Name Change, New Trading Symbol and Delisting of Marlin
Shares
The Company has also completed its previously contemplated name
change from "Golden Reign Resources Ltd." to "Mako Mining Corp."
following the completion of the Arrangement.
The TSXV will issue a bulletin confirming the closing of the
Arrangement, the name change and the date on which the Company
Shares will commence trading under the trading symbol "MKO"
following the name change, which new symbol is set to become
effective at the open of trading on November
14, 2018. Mako Mining will launch its new website on
November 14, 2018 at www.makominingcorp.com.
The Company Shares will continue to trade on the TSXV under the
name "Golden Reign Resources Ltd." until the Company's new name and
trading symbol become effective on November
14, 2018. The Marlin Shares will continue to trade on the
TSXV, in the form of "entitlements" until delisting from the TSXV,
which delisting is expected to take effect by the close of trading
on November 13, 2018.
About Mako Mining
Mako Mining Corp. ("Mako" or the "Company") is a
publicly listed gold mining, development and exploration firm. It
operates the producing La Trinidad
open-pit, heap leach gold mine in Sinaloa State, Mexico and is developing its San Albino gold
project in Nuevo Segovia,
Nicaragua. Mako's primary
objective is to bring San Albino into production quickly and
efficiently, while continuing exploration of prospective targets in
both Mexico and Nicaragua.
Currently, Mako is exploring for gold and silver mineralization
on more than 60,200 hectares (602 km2) land holdings in Sinaloa
State, Mexico and on 13,771
hectares (138 km2) at the San Albino-Murra and El Jicaro
properties, both in Nueva Segovia,
Nicaragua.

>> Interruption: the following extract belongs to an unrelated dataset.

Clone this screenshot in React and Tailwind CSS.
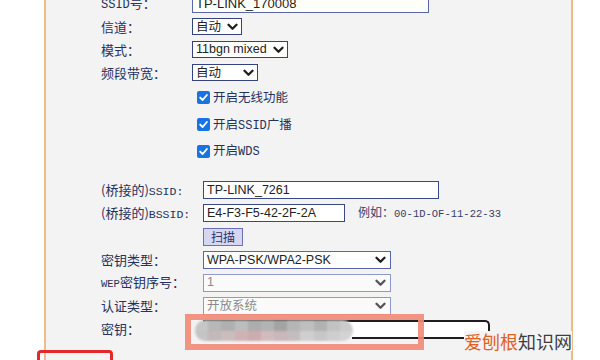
import React from "react";

function Chevron({ c = "#1f1f1f" }) {
  return (
    <svg width="11" height="8" viewBox="0 0 11 8">
      <path d="M1.5 1.8 L5.5 5.8 L9.5 1.8" fill="none" stroke={c} strokeWidth="2.3" strokeLinecap="round" strokeLinejoin="round" />
    </svg>
  );
}

function Check() {
  return (
    <span className="w-[13px] h-[13px] shrink-0 rounded-[2px] bg-[#1a73e3] flex items-center justify-center">
      <svg width="11" height="11" viewBox="0 0 11 11">
        <path d="M2.2 5.6 L4.6 8 L8.9 3" stroke="white" strokeWidth="1.9" fill="none" strokeLinecap="round" strokeLinejoin="round" />
      </svg>
    </span>
  );
}

const top = [
  "#c6c6c6", "#b8b8b8", "#b0b0b0", "#bdbdbd", "#adadad", "#b3b3b3", "#a3a3a3", "#b6b6b6", "#bfbfbf", "#b2b2b2", "#c2c2c2", "#cbcbcb",
];
const bot = [
  "#c4c4c4", "#c2b9ba", "#cbbdbe", "#d0b2b5", "#cbadb1", "#d2bbbd", "#c9b7b9", "#c5bdbd", "#cfcfcf", "#c7c7c7", "#cecece", "#d3d3d3",
];

export default function App() {
  const cjk = "font-['Noto_Sans_CJK_SC',sans-serif]";
  return (
    <div className="relative w-[600px] h-[360px] overflow-hidden bg-white flex">
      <div className="w-[44px] shrink-0 bg-white" />
      <div className="w-[2px] shrink-0 bg-[#f1ba88]" />
      <div className="w-[525px] shrink-0 bg-[#f3f3f3] pl-[55px]">
        <div className="-mt-[8px] flex flex-col text-[#27315e]">
          {/* SSID */}
          <div className="h-[23px] flex items-center">
            <div className={`w-[91px] shrink-0 text-[13px] ${cjk}`}>
              <span className="font-['Liberation_Mono',monospace] text-[12px]">SSID</span>号：
            </div>
            <div className="w-[237px] h-[19px] bg-[#fffffa] border-[1.5px] border-[#5b66a6] pl-[3px] flex items-center text-[13px] text-[#222] font-['Liberation_Sans',sans-serif]">
              TP-LINK_170008
            </div>
          </div>
          {/* 信道 */}
          <div className="h-[23px] flex items-center">
            <div className={`w-[91px] shrink-0 text-[13px] ${cjk}`}>信道：</div>
            <div className={`w-[50px] h-[17px] bg-white border-[1.5px] border-[#34427e] pl-[3px] pr-[3px] flex items-center justify-between text-[12.5px] text-[#222] ${cjk}`}>
              <span>自动</span>
              <Chevron />
            </div>
          </div>
          {/* 模式 */}
          <div className="h-[23px] flex items-center">
            <div className={`w-[91px] shrink-0 text-[13px] ${cjk}`}>模式：</div>
            <div className="w-[96px] h-[17px] bg-white border-[1.5px] border-[#34427e] pl-[3px] pr-[3px] flex items-center justify-between text-[12.5px] text-[#222] font-['Liberation_Sans',sans-serif]">
              <span>11bgn mixed</span>
              <Chevron />
            </div>
          </div>
          {/* 频段带宽 */}
          <div className="h-[23px] flex items-center">
            <div className={`w-[91px] shrink-0 text-[13px] ${cjk}`}>频段带宽：</div>
            <div className={`w-[66px] h-[17px] bg-white border-[1.5px] border-[#34427e] pl-[3px] pr-[3px] flex items-center justify-between text-[12.5px] text-[#222] ${cjk}`}>
              <span>自动</span>
              <Chevron />
            </div>
          </div>
          {/* checkboxes */}
          <div className={`h-[27px] flex items-center pl-[96px] gap-[3px] text-[12.5px] ${cjk}`}>
            <Check />
            <span>开启无线功能</span>
          </div>
          <div className={`h-[27px] flex items-center pl-[96px] gap-[3px] text-[12.5px] ${cjk}`}>
            <Check />
            <span>
              开启<span className="font-['Liberation_Mono',monospace] text-[12px]">SSID</span>广播
            </span>
          </div>
          <div className={`h-[26px] flex items-center pl-[96px] gap-[3px] text-[12.5px] ${cjk}`}>
            <Check />
            <span>
              开启<span className="font-['Liberation_Mono',monospace] text-[12px]">WDS</span>
            </span>
          </div>
          <div className="h-[15px]" />
          {/* bridge SSID */}
          <div className="h-[22px] flex items-center">
            <div className={`w-[102px] shrink-0 text-[13px] ${cjk}`}>
              (桥接的)<span className="font-['Liberation_Mono',monospace] text-[11.5px]">SSID:</span>
            </div>
            <div className="w-[236px] h-[18px] bg-white border-[1.5px] border-[#3a4785] pl-[3px] flex items-center text-[12.5px] text-[#222] font-['Liberation_Sans',sans-serif]">
              TP-LINK_7261
            </div>
          </div>
          {/* bridge BSSID */}
          <div className="h-[24px] flex items-center">
            <div className={`w-[102px] shrink-0 text-[13px] ${cjk}`}>
              (桥接的)<span className="font-['Liberation_Mono',monospace] text-[11.5px]">BSSID:</span>
            </div>
            <div className="w-[142px] h-[18px] bg-white border-[1.5px] border-[#3a4785] pl-[3px] flex items-center text-[12.5px] text-[#222] font-['Liberation_Sans',sans-serif]">
              E4-F3-F5-42-2F-2A
            </div>
            <div className={`ml-[13px] text-[12px] text-[#33406a] ${cjk}`}>
              例如：<span className="font-['Liberation_Mono',monospace] text-[10.5px]">00-1D-OF-11-22-33</span>
            </div>
          </div>
          {/* scan button */}
          <div className="h-[24px] flex items-center pl-[102px]">
            <div className={`w-[40px] h-[18px] bg-[#d6d6f3] border border-[#6b71b3] flex items-center justify-center text-[12px] text-[#2a3463] ${cjk}`}>
              扫描
            </div>
          </div>
          {/* 密钥类型 */}
          <div className="h-[22px] flex items-center">
            <div className={`w-[102px] shrink-0 text-[13px] ${cjk}`}>密钥类型：</div>
            <div className="w-[188px] h-[18px] bg-white border-[1.5px] border-[#5966ad] pl-[3px] pr-[4px] flex items-center justify-between text-[12.5px] text-[#222] font-['Liberation_Sans',sans-serif]">
              <span>WPA-PSK/WPA2-PSK</span>
              <Chevron />
            </div>
          </div>
          {/* WEP */}
          <div className="h-[23px] flex items-center">
            <div className={`w-[102px] shrink-0 text-[13px] ${cjk}`}>
              <span className="font-['Liberation_Mono',monospace] text-[10.5px]">WEP</span>密钥序号：
            </div>
            <div className="w-[188px] h-[18px] bg-[#fafafa] border-[1.5px] border-[#8e98cb] pl-[3px] pr-[4px] flex items-center justify-between text-[12.5px] text-[#8a8a8a] font-['Liberation_Sans',sans-serif]">
              <span>1</span>
              <Chevron c="#555" />
            </div>
          </div>
          {/* 认证类型 */}
          <div className="h-[23px] flex items-center">
            <div className={`w-[102px] shrink-0 text-[13px] ${cjk}`}>认证类型：</div>
            <div className={`w-[188px] h-[18px] bg-[#fafafa] border-[1.5px] border-[#8e98cb] pl-[3px] pr-[4px] flex items-center justify-between text-[12.5px] text-[#8a8a8a] ${cjk}`}>
              <span>开放系统</span>
              <Chevron c="#555" />
            </div>
          </div>
          {/* 密钥 */}
          <div className="h-[23px] flex items-center">
            <div className={`w-[102px] shrink-0 text-[13px] ${cjk}`}>密钥：</div>
            <div className="w-[287px] h-[18px] bg-white border-t-2 border-r-2 border-[#1e1e1e] rounded-tr-[5px]" />
          </div>
        </div>
      </div>
      <div className="w-[2px] shrink-0 bg-[#f1ba88]" />
      <div className="flex-1 bg-white" />

      {/* blurred password */}
      <div className="absolute left-[195px] top-[320px] w-[158px] h-[21px] rounded-full overflow-hidden flex flex-col blur-[1px]">
        <div className="flex h-[11px]">
          {top.map((c, i) => (
            <div key={i} className="flex-1" style={{ backgroundColor: c }} />
          ))}
        </div>
        <div className="flex h-[10px]">
          {bot.map((c, i) => (
            <div key={i} className="flex-1" style={{ backgroundColor: c }} />
          ))}
        </div>
      </div>

      {/* callout line */}
      <div className="absolute left-[352px] top-[337px] w-[114px] h-[2px] bg-[#1e1e1e]" />

      {/* red highlight */}
      <div className="absolute left-[185px] top-[314px] w-[239px] h-[36px] border-[6px] border-[#f28a78] opacity-90 blur-[0.6px]" />

      {/* watermark */}
      <div className="absolute left-[464px] top-[331px] h-[20px] leading-[20px] text-[18px] bg-[#f3f3f3] font-['Noto_Sans_CJK_SC',sans-serif]">
        <span className="text-[#e2611c]">爱刨根</span>
        <span className="text-[#3d3d3d]">知识网</span>
      </div>

      {/* bottom-left red box */}
      <div className="absolute left-[37px] top-[350px] w-[76px] h-[20px] border-[3px] border-[#e3282b] rounded-[4px]" />
    </div>
  );
}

The Corona de Oro Gold
Belt, approximately 3 kilometres wide by 23 kilometres long,
contains hundreds of historical mines and workings and spans the
entirety of the Company's Nicaragua land package.
Cautionary Note Regarding Forward-Looking Statements
This news release includes certain forward-looking statements
or information under applicable Canadian, U.S. and other securities
laws. Such forward-looking information and statements are often,
but not always, identified by the use of words such as "seek",
"anticipate", "believe", "plan", "estimate", "expect" and "intend"
and statements that an event or result "may", "will", "should",
"could", or "might" occur or be achieved and any other similar
expressions. Such forward-looking information includes but is not
limited to, statements with respect to the future financial
or operating performance of the combined organization and its
properties; statements regarding synergies and financial impact of
the Arrangement; the benefits of the Arrangement and the timing and
possible outcome of regulatory matters, including the delisting of
Marlin Shares and the trading of Company Shares under the new
trading symbol "MKO"; and Mako's stated prime business objective.
These forward-looking statements, and any assumptions upon which
they are based, are made in good faith and reflect our current
judgment. Management believes that these assumptions are
reasonable; however, some risks include, but are not limited to,
there being a delay in the delisting of Marlin Shares or the
trading of Company Shares under the new trading symbol "MKO"; the
benefits expected from the Arrangement not being realized; risks
related to the integration of the acquisition of Marlin and its
business; general business, economic, competitive, political and
social uncertainties; legal challenges to permits or permitting
applications; the actual results of current and future exploration
and production activities; the actual results of reclamation
activities; conclusions of economic evaluations; meeting various
expected cost estimates; changes in project parametres and/or
economic assessments as plans continue to be refined; future prices
of metals; possible variations of mineral grade or recovery rates;
the risk that actual costs may exceed estimated costs; failure of
plant, equipment or processes to operate as anticipated; accidents,
political instability, labour disputes and other risks of the
mining industry. Readers are cautioned that this information may
not be appropriate for any other purposes. Forward-looking
information is subject to known and unknown risks, uncertainties
and other factors that could cause actual results to differ
materially from those contained in the forward-looking information.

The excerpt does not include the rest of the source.